Front experienced a critical incident on December 19, 2025 affecting App, lasting 3h 53m. The incident has been resolved; the full update timeline is below.
Affected components
Update timeline
- investigating Dec 19, 2025, 03:13 PM UTC
We are currently investigating the issue. [us-west-1], [us-west-2]
- investigating Dec 19, 2025, 04:06 PM UTC
We are continuing to investigate this issue.
- identified Dec 19, 2025, 04:47 PM UTC
The issue has been identified and a fix is being implemented.
- monitoring Dec 19, 2025, 05:29 PM UTC
A fix has been implemented and we are monitoring the results. We are seeing recovery but continuing to close out remaining recovery items.
- monitoring Dec 19, 2025, 05:57 PM UTC
We are continuing to monitor and close our our remaining recovery items for [us-west-2] customers. Other regions are recovered.

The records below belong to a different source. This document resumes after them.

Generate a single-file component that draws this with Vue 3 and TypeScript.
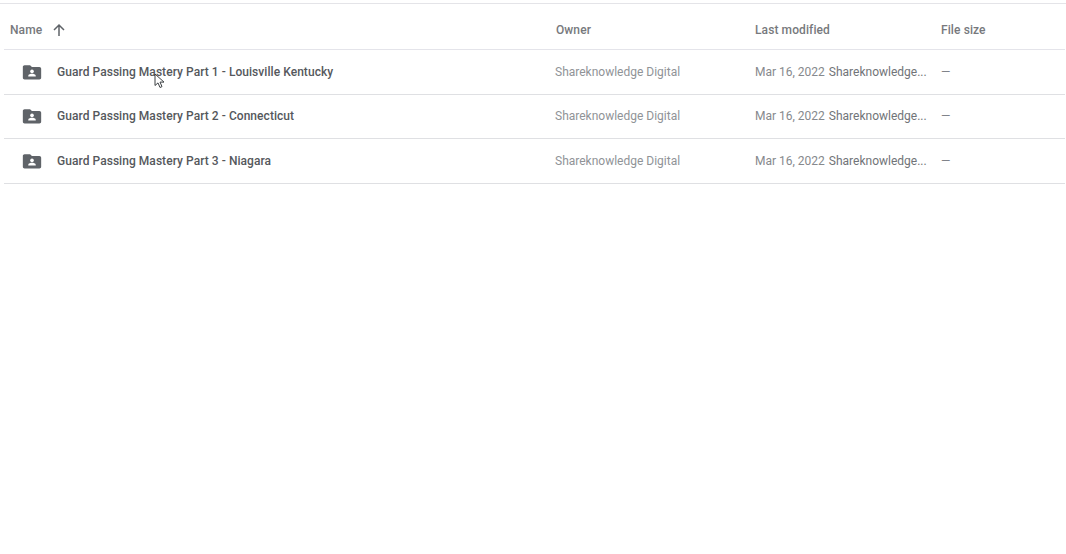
<script setup lang="ts">
interface Row { name: string }
const rows: Row[] = [
  { name: 'Guard Passing Mastery Part 1 - Louisville Kentucky' },
  { name: 'Guard Passing Mastery Part 2 - Connecticut' },
  { name: 'Guard Passing Mastery Part 3 - Niagara' },
]
</script>

<template>
  <div class="page">
    <div class="topline"></div>
    <div class="head">
      <div class="c-name h-name">
        <span>Name</span>
        <svg class="arrow" width="16" height="16" viewBox="0 0 16 16">
          <path d="M8 14V3.2M3 8l5-5 5 5" fill="none" stroke="#5f6368" stroke-width="1.5" />
        </svg>
      </div>
      <div class="c-owner h-owner">Owner</div>
      <div class="c-mod h-mod">Last modified</div>
      <div class="c-size">File size</div>
    </div>
    <div v-for="r in rows" :key="r.name" class="row">
      <div class="c-name r-name">
        <svg class="folder" width="22" height="22" viewBox="0 0 24 24">
          <path fill="#5f6368" d="M3.9 4.5h6l2 2h8.2c1 0 1.9.9 1.9 1.9v10c0 1-.9 1.9-1.9 1.9H3.900c-1 0-1.900-.9-1.900-1.900V6.400c0-1 .9-1.900 1.900-1.900z" />
          <circle cx="12" cy="11.400" r="2" fill="#fff" />
          <path fill="#fff" d="M7.900 17v-1c0-1.400 2.700-2.100 4.100-2.100s4.100.7 4.100 2.100v1z" />
        </svg>
        <span class="title">{{ r.name }}</span>
      </div>
      <div class="c-owner r-owner">Shareknowledge Digital</div>
      <div class="c-mod r-mod"><span class="date">Mar 16, 2022</span><span class="by">Shareknowledge...</span></div>
      <div class="c-size r-size">—</div>
    </div>
    <svg class="cursor" width="12" height="16" viewBox="0 0 12 16">
      <path d="M1 1v11.500l3-2.600 2 4.600 2-.9-2-4.500h4z" fill="#fff" stroke="#3c4043" stroke-width="1" />
    </svg>
  </div>
</template>

<style>
html, body { margin: 0; background: #fff; }
</style>

<style scoped>
.page {
  position: relative;
  width: 1066px;
  height: 554px;
  overflow: hidden;
  background: #fff;
  font-family: Roboto, "Liberation Sans", sans-serif;
  font-size: 12px;
  box-sizing: border-box;
  padding-top: 3px;
}
.topline { height: 1px; background: #e4e4e8; }
.head {
  display: flex;
  align-items: center;
  height: 39px;
  padding-top: 6px;
  border-bottom: 1px solid #e4e4ea;
  margin-left: 4px;
  margin-right: 1px;
  color: #77797d;
  font-weight: 500;
  letter-spacing: 0.1px;
}
.row {
  display: flex;
  align-items: center;
  height: 43.125px;
  padding-top: 0.375px;
  border-bottom: 1px solid #dfe0e3;
  margin-left: 4px;
  margin-right: 1px;
}
.c-name { width: 551px; display: flex; align-items: center; flex: none; }
.c-owner { width: 200px; flex: none; }
.c-mod { width: 186px; flex: none; display: flex; align-items: center; }
.c-size { flex: 1; }
.h-name { padding-left: 6px; box-sizing: border-box; }
.arrow { margin-left: 9px; }
.h-owner { padding-left: 1px; box-sizing: border-box; }
.r-name { padding-left: 17px; box-sizing: border-box; }
.folder { flex: none; }
.title { margin-left: 14px; color: #55585c; font-weight: 500; letter-spacing: 0.05px; white-space: nowrap; }
.r-owner { color: #909397; }
.date { color: #86898d; }
.by { margin-left: 4px; color: #717478; }
.r-size { color: #80838a; }
.cursor { position: absolute; left: 154px; top: 73px; }
</style>
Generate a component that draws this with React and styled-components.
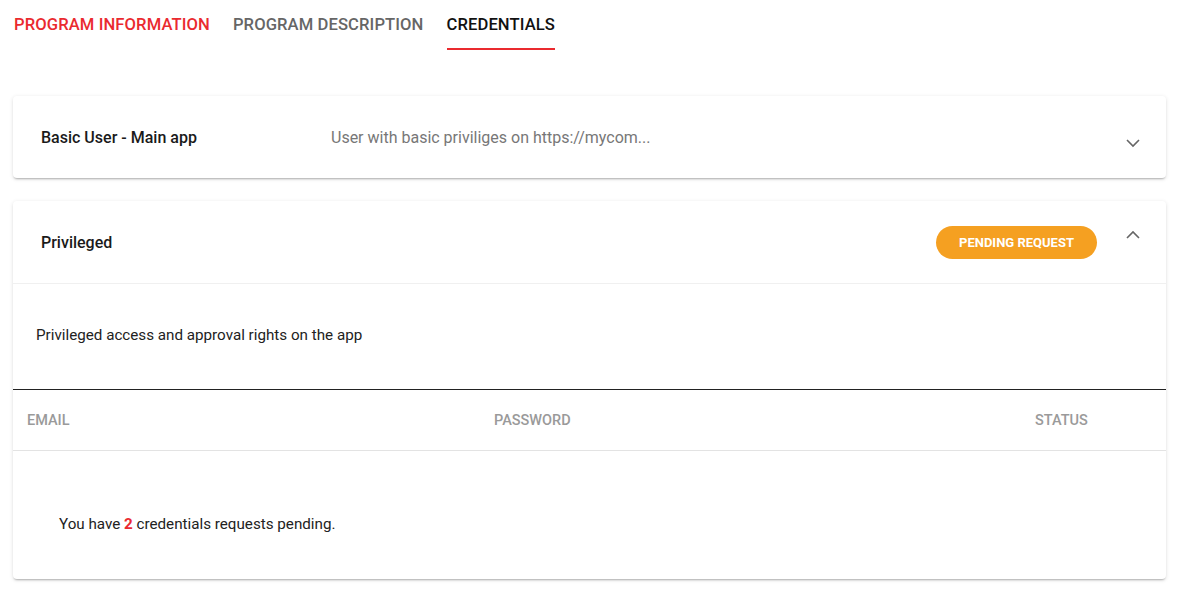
import React from 'react';
import styled, {createGlobalStyle} from 'styled-components';

const GlobalStyle = createGlobalStyle`
    body {
        margin: 0;
        background: #fff;
        font-family: Roboto, "Liberation Sans", sans-serif;
        color: #222;
    }
`;

const Page = styled.div`
    padding: 0 17px 0 13px;
`;

const Tabs = styled.nav`
    display: flex;
    gap: 23px;
    padding-left: 1px;
    margin-bottom: 46px;
`;

const Tab = styled.div`
    font-size: 16.6px;
    font-weight: 500;
    text-transform: uppercase;
    letter-spacing: 0.1px;
    padding: 15px 0 14px;
    color: ${p => p.$color};
    border-bottom: 2px solid ${p => (p.$active ? '#ea2a2f' : 'transparent')};
`;

const Card = styled.section`
    background: #fff;
    border-radius: 4px;
    box-shadow: 0 2px 2px -1px rgba(0, 0, 0, 0.25), 0 1px 4px rgba(0, 0, 0, 0.12);
    margin-bottom: 23px;
    overflow: hidden;
`;

const Header = styled.div`
    display: flex;
    align-items: center;
    height: 82px;
    padding: 0 25px 0 28px;
    border-bottom: ${p => (p.$open ? '1px solid #f0f0f0' : 'none')};
`;

const Title = styled.div`
    width: 290px;
    font-size: 16px;
    font-weight: 500;
    color: #1a1a1a;
`;

const Summary = styled.div`
    flex: 1;
    font-size: 16px;
    color: #777;
`;

const Badge = styled.span`
    display: inline-flex;
    align-items: center;
    justify-content: center;
    width: 161px;
    height: 33px;
    border-radius: 17px;
    background: #f5a021;
    color: #fff;
    font-size: 13px;
    font-weight: 700;
    text-transform: uppercase;
    margin-right: 28px;
`;

const Chevron = styled.svg`
    width: 16px;
    height: 16px;
    transform: translateY(${p => (p.$open ? '-7px' : '6px')});
`;

const Description = styled.p`
    margin: 0;
    padding: 42px 23px 0;
    height: 63px;
    font-size: 15.2px;
    color: #222;
    border-bottom: 1px solid #222;
`;

const TableHead = styled.div`
    display: grid;
    grid-template-columns: 467px 1fr 117px;
    align-items: center;
    height: 60px;
    padding: 0 14px;
    border-bottom: 1px solid #e3e3e3;
`;

const HeadCell = styled.div`
    font-size: 14.5px;
    font-weight: 500;
    color: #9a9a9a;
    text-transform: uppercase;
`;

const Message = styled.div`
    padding: 64px 46px 0;
    height: 64px;
    font-size: 15.2px;
    color: #222;
`;

const Count = styled.strong`
    color: #ea2a2f;
    font-weight: 700;
`;

function ChevronIcon({open}) {
    return (
        <Chevron $open={open} viewBox="0 0 16 16">
            <polyline
                points={open ? '2,11 8,5 14,11' : '2,5 8,11 14,5'}
                fill="none"
                stroke="#666"
                strokeWidth="1.6"
            />
        </Chevron>
    );
}

function App() {
    return (
        <Page>
            <GlobalStyle />
            <Tabs>
                <Tab $color="#ea2a2f">Program Information</Tab>
                <Tab $color="#666">Program Description</Tab>
                <Tab $color="#111" $active>Credentials</Tab>
            </Tabs>

            <Card>
                <Header>
                    <Title>Basic User - Main app</Title>
                    <Summary>User with basic priviliges on https://mycom...</Summary>
                    <ChevronIcon />
                </Header>
            </Card>

            <Card>
                <Header $open>
                    <Title>Privileged</Title>
                    <Summary />
                    <Badge>Pending request</Badge>
                    <ChevronIcon open />
                </Header>
                <Description>Privileged access and approval rights on the app</Description>
                <TableHead>
                    <HeadCell>Email</HeadCell>
                    <HeadCell>Password</HeadCell>
                    <HeadCell>Status</HeadCell>
                </TableHead>
                <Message>
                    You have <Count>2</Count> credentials requests pending.
                </Message>
            </Card>
        </Page>
    );
}

export default App;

- monitoring Dec 19, 2025, 06:23 PM UTC
Front is operational for all customers. We are continuing to backfill any missed messages and application webhooks.
- resolved Dec 19, 2025, 09:23 PM UTC
All backfills complete
- postmortem Dec 19, 2025, 11:21 PM UTC
On Friday, Dec 19, at 14:50 UTC \(6:50am PST\), customers backed in our US-West-2 data center experienced dramatically increased API latency, resulting in the website failing to load and messages being queued in the backend. This continued until 18:10 UTC \(10:10am PST\). During this time no messages were lost, though there may have been a significant delay for messages to appear in customer inboxes. All queued messages were delivered by 21:00 \(1:00pm PST\). Customers based in Front’s EU-West-1 and US-West-1 datacenters may have experienced some delays during this time, as some systems are interdependent, but this impact was intermittent and uncommon. The root cause of this issue was the failure of a caching system. There are several database systems that support the Front application, which are supported by caching to improve performance. A recent change increased the size of some objects in the cache layer. This is not inherently wrong, and did not have any immediate impact. On Friday the 19th the caching layer in US-West-2 crossed a new threshold of data volume which triggered a large number of evictions, particularly of other data that is necessary for most application activity. Besides putting additional load on the databases, there was simply not enough room in the cache for all the data we needed to store there. This caused a high amount of thrashing that significantly increased latency for all systems.